■ The exercise ■
Copy nothing but the text: reproduce each line of the listing exactly and leave the pictures out.

■ Dataset content ■
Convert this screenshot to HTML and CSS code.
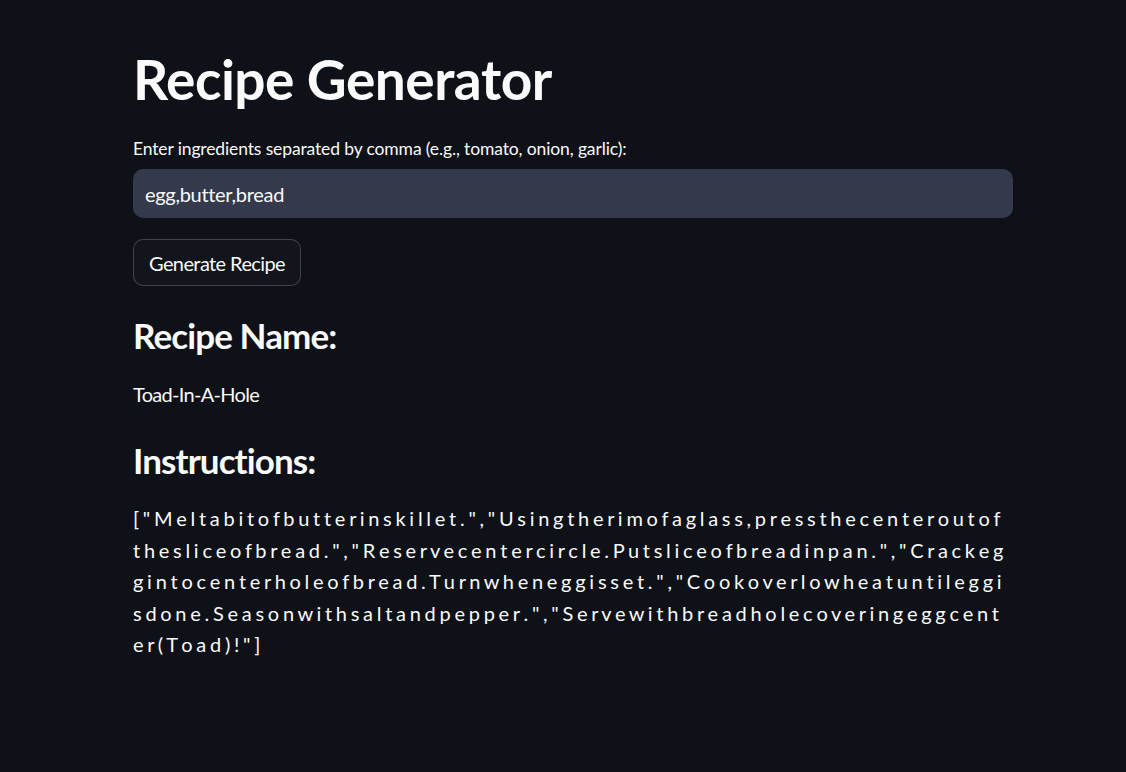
FILE: index.html
```html
<!DOCTYPE html>
<html lang="en">
<head>
<meta charset="utf-8">
<title>Recipe Generator</title>
<link rel="stylesheet" href="styles.css">
</head>
<body>
<main class="main">
  <h1 class="title">Recipe Generator</h1>
  <label class="label" for="ing">Enter ingredients separated by comma (e.g., tomato, onion, garlic):</label>
  <div class="input-wrap"><input id="ing" class="input" type="text" value="egg,butter,bread"></div>
  <button class="btn" type="button">Generate Recipe</button>
  <h3 class="h3 h3-first">Recipe Name:</h3>
  <p class="text name">Toad-In-A-Hole</p>
  <h3 class="h3">Instructions:</h3>
  <p class="text instr">[ " M e l t a b i t o f b u t t e r i n s k i l l e t . " , " U s i n g t h e r i m o f a g l a s s , p r e s s t h e c e n t e r o u t o f<br>t h e s l i c e o f b r e a d . " , " R e s e r v e c e n t e r c i r c l e . P u t s l i c e o f b r e a d i n p a n . " , " C r a c k e g<br>g i n t o c e n t e r h o l e o f b r e a d . T u r n w h e n e g g i s s e t . " , " C o o k o v e r l o w h e a t u n t i l e g g i<br>s d o n e . S e a s o n w i t h s a l t a n d p e p p e r . " , " S e r v e w i t h b r e a d h o l e c o v e r i n g e g g c e n t<br>e r ( T o a d ) ! " ]</p>
</main>
</body>
</html>
```

FILE: styles.css
```css
html, body {
  margin: 0;
  padding: 0;
  background: #0e1117;
}
body {
  font-family: Lato, "Liberation Sans", sans-serif;
  color: #fafafa;
}
.main {
  width: 880px;
  margin-left: 133px;
  padding-top: 46px;
  display: flex;
  flex-direction: column;
  align-items: flex-start;
}
.title {
  margin: 0;
  font-size: 55px;
  line-height: 66px;
  font-weight: 700;
  letter-spacing: -0.5px;
}
.label {
  margin-top: 26px;
  font-size: 17.5px;
  line-height: 22px;
  letter-spacing: -0.13px;
}
.input-wrap {
  margin-top: 9px;
  width: 100%;
}
.input {
  box-sizing: border-box;
  width: 100%;
  height: 49px;
  border: 0;
  border-radius: 10px;
  background: #343a4c;
  color: #fafafa;
  font-family: inherit;
  font-size: 20px;
  letter-spacing: -0.3px;
  padding: 0 12px;
  outline: none;
}
.btn {
  margin-top: 21px;
  height: 47px;
  padding: 0 15px;
  border: 1px solid rgba(250, 250, 250, 0.2);
  border-radius: 10px;
  background: #12151c;
  color: #fafafa;
  font-family: inherit;
  font-size: 20px;
  letter-spacing: -0.6px;
}
.h3 {
  margin: 0;
  font-size: 35px;
  line-height: 42px;
  font-weight: 700;
  letter-spacing: -0.9px;
}
.h3-first {
  margin-top: 28px;
}
.text {
  margin: 0;
  font-size: 20px;
  line-height: 32px;
}
.name {
  letter-spacing: -0.7px;
}
.h3 + .text {
  margin-top: 22px;
}
.text + .h3 {
  margin-top: 29px;
}
.instr {
  margin-top: 22px;
  line-height: 31.5px;
  white-space: nowrap;
  word-spacing: -1.4px;
}
```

■ Written answer ■
Convert this screenshot to HTML and CSS code.
FILE: index.html
```html
<!DOCTYPE html>
<html lang="en">
<head>
<meta charset="utf-8">
<title>Recipe Generator</title>
<link rel="stylesheet" href="styles.css">
</head>
<body>
<main class="main">
  <h1 class="title">Recipe Generator</h1>
  <label class="label" for="ing">Enter ingredients separated by comma (e.g., tomato, onion, garlic):</label>
  <div class="input-wrap"><input id="ing" class="input" type="text" value="egg,butter,bread"></div>
  <button class="btn" type="button">Generate Recipe</button>
  <h3 class="h3 h3-first">Recipe Name:</h3>
  <p class="text name">Toad-In-A-Hole</p>
  <h3 class="h3">Instructions:</h3>
  <p class="text instr">[ " M e l t a b i t o f b u t t e r i n s k i l l e t . " , " U s i n g t h e r i m o f a g l a s s , p r e s s t h e c e n t e r o u t o f<br>t h e s l i c e o f b r e a d . " , " R e s e r v e c e n t e r c i r c l e . P u t s l i c e o f b r e a d i n p a n . " , " C r a c k e g<br>g i n t o c e n t e r h o l e o f b r e a d . T u r n w h e n e g g i s s e t . " , " C o o k o v e r l o w h e a t u n t i l e g g i<br>s d o n e . S e a s o n w i t h s a l t a n d p e p p e r . " , " S e r v e w i t h b r e a d h o l e c o v e r i n g e g g c e n t<br>e r ( T o a d ) ! " ]</p>
</main>
</body>
</html>
```

FILE: styles.css
```css
html, body {
  margin: 0;
  padding: 0;
  background: #0e1117;
}
body {
  font-family: Lato, "Liberation Sans", sans-serif;
  color: #fafafa;
}
.main {
  width: 880px;
  margin-left: 133px;
  padding-top: 46px;
  display: flex;
  flex-direction: column;
  align-items: flex-start;
}
.title {
  margin: 0;
  font-size: 55px;
  line-height: 66px;
  font-weight: 700;
  letter-spacing: -0.5px;
}
.label {
  margin-top: 26px;
  font-size: 17.5px;
  line-height: 22px;
  letter-spacing: -0.13px;
}
.input-wrap {
  margin-top: 9px;
  width: 100%;
}
.input {
  box-sizing: border-box;
  width: 100%;
  height: 49px;
  border: 0;
  border-radius: 10px;
  background: #343a4c;
  color: #fafafa;
  font-family: inherit;
  font-size: 20px;
  letter-spacing: -0.3px;
  padding: 0 12px;
  outline: none;
}
.btn {
  margin-top: 21px;
  height: 47px;
  padding: 0 15px;
  border: 1px solid rgba(250, 250, 250, 0.2);
  border-radius: 10px;
  background: #12151c;
  color: #fafafa;
  font-family: inherit;
  font-size: 20px;
  letter-spacing: -0.6px;
}
.h3 {
  margin: 0;
  font-size: 35px;
  line-height: 42px;
  font-weight: 700;
  letter-spacing: -0.9px;
}
.h3-first {
  margin-top: 28px;
}
.text {
  margin: 0;
  font-size: 20px;
  line-height: 32px;
}
.name {
  letter-spacing: -0.7px;
}
.h3 + .text {
  margin-top: 22px;
}
.text + .h3 {
  margin-top: 29px;
}
.instr {
  margin-top: 22px;
  line-height: 31.5px;
  white-space: nowrap;
  word-spacing: -1.4px;
}
```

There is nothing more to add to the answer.